C’est un fait assez rare dans l’histoire des États démocratiques que de voir la légitimité même des décisions gouvernementales contestées de façon frontale par des élus, c’est-à-dire par des dépositaires de la souveraineté. Clin d’œil de l’Histoire, la fronde a commencé une fois de plus dans une grande ville de province -Marseille- dont les élus ont d’abord contesté le couvre-feu “imposé par Paris” et annoncé la création d’un conseil scientifique “marseillais”. On aurait pu penser qu’il s’agissait là simplement d’une nouvelle bravade de la Cité phocéenne contre Paris. Il n’en est rien: la fronde a fait tache d’huile et touche maintenant tout le pays avec la multiplication d’arrêtés municipaux autorisant l’ouverture des commerces non-essentiels, pourtant fermés par l’État. Or, prendre de tels arrêtés constitue un acte de désobéissance, que les édiles n’ont manifestement plus peur de franchir.
Le risque aujourd’hui pour le Gouvernement est de voir cette fronde des élus s’agglomérer à celle des petits commerçants et constituer un môle de résistance, à la fois populaire et institutionnel. Un tel front rendrait difficile la gestion de la crise par l’État et pourrait être le prélude d’autres mises en échec, encore plus dangereuses.

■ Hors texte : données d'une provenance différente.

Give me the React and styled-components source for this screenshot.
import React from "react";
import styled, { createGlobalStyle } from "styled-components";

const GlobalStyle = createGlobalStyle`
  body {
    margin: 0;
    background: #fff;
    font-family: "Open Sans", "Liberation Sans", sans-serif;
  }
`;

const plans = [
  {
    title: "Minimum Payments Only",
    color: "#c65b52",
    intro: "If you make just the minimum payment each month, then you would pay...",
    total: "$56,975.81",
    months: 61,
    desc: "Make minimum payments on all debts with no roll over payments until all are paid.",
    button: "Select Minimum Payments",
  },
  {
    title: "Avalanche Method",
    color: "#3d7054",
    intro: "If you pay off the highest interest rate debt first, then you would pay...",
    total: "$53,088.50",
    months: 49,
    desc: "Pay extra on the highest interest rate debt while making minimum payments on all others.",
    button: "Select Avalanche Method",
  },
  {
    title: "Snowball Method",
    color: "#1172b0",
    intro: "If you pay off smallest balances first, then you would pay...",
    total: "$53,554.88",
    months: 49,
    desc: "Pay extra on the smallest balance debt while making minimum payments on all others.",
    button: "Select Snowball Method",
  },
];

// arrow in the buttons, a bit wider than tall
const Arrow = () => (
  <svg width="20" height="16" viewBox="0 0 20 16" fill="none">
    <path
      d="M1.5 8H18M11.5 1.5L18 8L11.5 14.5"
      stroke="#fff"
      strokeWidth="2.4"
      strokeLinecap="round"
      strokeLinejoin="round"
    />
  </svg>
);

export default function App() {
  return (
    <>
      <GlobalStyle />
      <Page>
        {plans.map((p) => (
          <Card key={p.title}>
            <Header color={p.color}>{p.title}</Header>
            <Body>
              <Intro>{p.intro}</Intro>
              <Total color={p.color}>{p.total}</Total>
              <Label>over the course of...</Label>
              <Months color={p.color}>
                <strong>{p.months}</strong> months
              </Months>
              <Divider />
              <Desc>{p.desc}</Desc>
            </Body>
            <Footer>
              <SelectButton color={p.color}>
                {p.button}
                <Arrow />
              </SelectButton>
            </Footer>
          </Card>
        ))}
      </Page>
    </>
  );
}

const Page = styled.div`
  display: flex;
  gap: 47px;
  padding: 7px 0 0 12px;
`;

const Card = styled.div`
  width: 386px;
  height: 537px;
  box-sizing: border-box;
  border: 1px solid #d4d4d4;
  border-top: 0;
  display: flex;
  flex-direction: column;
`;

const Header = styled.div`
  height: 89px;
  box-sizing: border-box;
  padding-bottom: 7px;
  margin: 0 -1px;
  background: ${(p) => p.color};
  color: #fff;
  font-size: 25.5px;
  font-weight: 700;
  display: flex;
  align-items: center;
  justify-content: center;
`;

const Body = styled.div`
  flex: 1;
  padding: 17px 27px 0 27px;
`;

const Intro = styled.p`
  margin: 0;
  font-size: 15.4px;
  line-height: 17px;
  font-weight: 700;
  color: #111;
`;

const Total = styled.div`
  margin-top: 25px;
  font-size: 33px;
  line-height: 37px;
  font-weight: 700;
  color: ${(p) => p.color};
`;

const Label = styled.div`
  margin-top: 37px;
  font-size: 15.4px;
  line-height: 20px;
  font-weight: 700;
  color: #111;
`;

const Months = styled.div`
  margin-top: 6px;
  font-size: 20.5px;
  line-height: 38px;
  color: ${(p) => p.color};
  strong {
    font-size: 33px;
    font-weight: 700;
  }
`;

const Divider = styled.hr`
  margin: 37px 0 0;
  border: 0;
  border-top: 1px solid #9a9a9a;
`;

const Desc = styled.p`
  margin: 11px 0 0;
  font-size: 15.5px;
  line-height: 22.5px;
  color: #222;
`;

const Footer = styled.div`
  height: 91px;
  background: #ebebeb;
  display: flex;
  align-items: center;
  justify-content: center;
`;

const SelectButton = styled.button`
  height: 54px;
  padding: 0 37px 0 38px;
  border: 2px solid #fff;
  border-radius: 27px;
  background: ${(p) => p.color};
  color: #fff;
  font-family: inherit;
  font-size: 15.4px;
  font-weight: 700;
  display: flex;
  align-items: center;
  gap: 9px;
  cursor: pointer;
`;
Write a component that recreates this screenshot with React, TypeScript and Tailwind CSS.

La France a déjà connu des épisodes similaires dans son histoire. Le plus éclairant est peut-être la Journée des Tuiles du 7 juin 1788. Quand Louis XVI décida de supprimer ledroit de remontrance des parlements -ces institutions politico-judiciaires qui contestaient toutes ses tentatives de réforme-, les parlementaires de Grenoble refusèrent d’enregistrer son édit. L’armée fut envoyée pour évacuer les réfractaires et fut reçue par une pluie de tuiles… lancées par les boutiquiers chauffés à blanc par les parlementaires de la ville. L’émeute fit de nombreux blessés et poussa les notables grenoblois à se constituer illégalement en assemblée. Constatant qu’il n’avait plus les moyens de résister, le lieutenant-général du Roi accepta la tenue des États-Généraux de la province. Ce fut le prélude aux États-Généraux de 1789.

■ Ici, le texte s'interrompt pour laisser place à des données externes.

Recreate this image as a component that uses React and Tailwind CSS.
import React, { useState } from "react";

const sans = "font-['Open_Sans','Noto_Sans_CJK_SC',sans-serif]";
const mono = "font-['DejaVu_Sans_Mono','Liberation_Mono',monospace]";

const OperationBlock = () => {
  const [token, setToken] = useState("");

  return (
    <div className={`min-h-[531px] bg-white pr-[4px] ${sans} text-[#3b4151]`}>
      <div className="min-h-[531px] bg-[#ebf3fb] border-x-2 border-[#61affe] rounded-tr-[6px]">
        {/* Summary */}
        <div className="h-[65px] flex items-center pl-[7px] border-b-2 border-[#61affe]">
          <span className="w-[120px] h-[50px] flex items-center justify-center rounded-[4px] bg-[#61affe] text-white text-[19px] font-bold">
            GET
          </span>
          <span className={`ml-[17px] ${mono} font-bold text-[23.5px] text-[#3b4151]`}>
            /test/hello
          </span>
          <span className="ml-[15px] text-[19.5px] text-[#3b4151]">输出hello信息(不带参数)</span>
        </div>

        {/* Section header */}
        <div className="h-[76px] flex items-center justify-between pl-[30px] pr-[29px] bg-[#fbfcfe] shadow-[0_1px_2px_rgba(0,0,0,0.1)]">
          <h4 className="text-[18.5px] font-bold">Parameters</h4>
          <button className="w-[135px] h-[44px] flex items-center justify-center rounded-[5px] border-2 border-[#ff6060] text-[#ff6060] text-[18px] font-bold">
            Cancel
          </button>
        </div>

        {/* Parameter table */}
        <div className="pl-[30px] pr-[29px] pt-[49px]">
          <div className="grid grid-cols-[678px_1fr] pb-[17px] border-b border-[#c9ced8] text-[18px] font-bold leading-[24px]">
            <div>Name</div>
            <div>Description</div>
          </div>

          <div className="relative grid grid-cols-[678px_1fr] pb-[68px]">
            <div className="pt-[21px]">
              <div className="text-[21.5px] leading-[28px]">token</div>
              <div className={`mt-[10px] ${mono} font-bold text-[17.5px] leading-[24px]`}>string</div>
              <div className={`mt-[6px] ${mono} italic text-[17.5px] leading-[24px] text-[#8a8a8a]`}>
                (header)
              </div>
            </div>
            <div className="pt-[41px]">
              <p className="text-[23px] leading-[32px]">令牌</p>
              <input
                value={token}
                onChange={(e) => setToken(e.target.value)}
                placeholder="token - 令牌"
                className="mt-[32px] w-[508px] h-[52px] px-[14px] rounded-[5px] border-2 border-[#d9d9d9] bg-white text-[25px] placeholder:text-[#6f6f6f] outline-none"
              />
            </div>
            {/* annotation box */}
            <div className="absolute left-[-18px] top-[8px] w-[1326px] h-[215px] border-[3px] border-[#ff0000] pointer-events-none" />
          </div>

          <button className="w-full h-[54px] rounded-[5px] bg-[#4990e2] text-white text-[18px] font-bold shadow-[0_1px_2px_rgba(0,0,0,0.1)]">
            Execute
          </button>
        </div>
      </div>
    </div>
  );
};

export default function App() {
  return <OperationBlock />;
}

Sans mauvais jeu de mots, méditons un peu cet épisode des “tuiles” dans la situation actuelle. Quoi qu’il se passe sur le front épidémique, économique ou sécuritaire, la priorité devra être pour le Gouvernement de conserver toutes ses marges d’action. Ce qui implique de retisser rapidement la confiance avec les élus locaux et les citoyens, mais aussi de refuser l’émergence de tout pouvoir “constitué” sur le terrain. Sans cela, sans des institutions solides et vues comme légitimes, il sera difficile de gagner d’autres batailles.